* [Written problem]: Copy the listing below line for line, starting at its first line and ending with the line that has "const amount = '1,700.00';" in it. Add nothing.

------ Available data ------

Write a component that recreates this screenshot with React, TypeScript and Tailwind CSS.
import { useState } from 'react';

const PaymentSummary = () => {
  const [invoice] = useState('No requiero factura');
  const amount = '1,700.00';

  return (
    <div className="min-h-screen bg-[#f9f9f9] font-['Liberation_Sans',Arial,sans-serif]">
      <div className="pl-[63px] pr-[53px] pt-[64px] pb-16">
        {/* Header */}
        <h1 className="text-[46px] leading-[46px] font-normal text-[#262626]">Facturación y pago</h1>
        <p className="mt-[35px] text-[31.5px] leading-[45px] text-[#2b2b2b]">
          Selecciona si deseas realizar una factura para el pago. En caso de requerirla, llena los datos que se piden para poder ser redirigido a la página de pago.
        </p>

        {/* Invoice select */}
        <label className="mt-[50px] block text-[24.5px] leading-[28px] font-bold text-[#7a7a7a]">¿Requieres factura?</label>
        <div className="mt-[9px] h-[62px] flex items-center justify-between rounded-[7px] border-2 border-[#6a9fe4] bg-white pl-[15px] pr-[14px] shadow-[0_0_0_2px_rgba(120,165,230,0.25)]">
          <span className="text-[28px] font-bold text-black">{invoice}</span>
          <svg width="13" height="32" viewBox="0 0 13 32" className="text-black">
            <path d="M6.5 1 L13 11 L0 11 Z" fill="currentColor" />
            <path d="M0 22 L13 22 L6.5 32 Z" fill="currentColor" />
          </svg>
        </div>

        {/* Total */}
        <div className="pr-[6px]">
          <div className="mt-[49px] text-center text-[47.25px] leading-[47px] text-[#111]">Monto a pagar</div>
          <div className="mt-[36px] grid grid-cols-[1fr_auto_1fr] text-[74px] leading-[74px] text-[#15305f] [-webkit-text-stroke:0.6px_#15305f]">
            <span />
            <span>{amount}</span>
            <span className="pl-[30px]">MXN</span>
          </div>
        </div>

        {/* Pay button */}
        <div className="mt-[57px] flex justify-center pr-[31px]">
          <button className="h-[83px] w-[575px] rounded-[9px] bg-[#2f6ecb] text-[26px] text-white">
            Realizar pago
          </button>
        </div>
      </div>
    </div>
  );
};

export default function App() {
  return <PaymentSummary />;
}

------

* [Output of the exercise]:
Write a component that recreates this screenshot with React, TypeScript and Tailwind CSS.
import { useState } from 'react';

const PaymentSummary = () => {
  const [invoice] = useState('No requiero factura');
  const amount = '1,700.00';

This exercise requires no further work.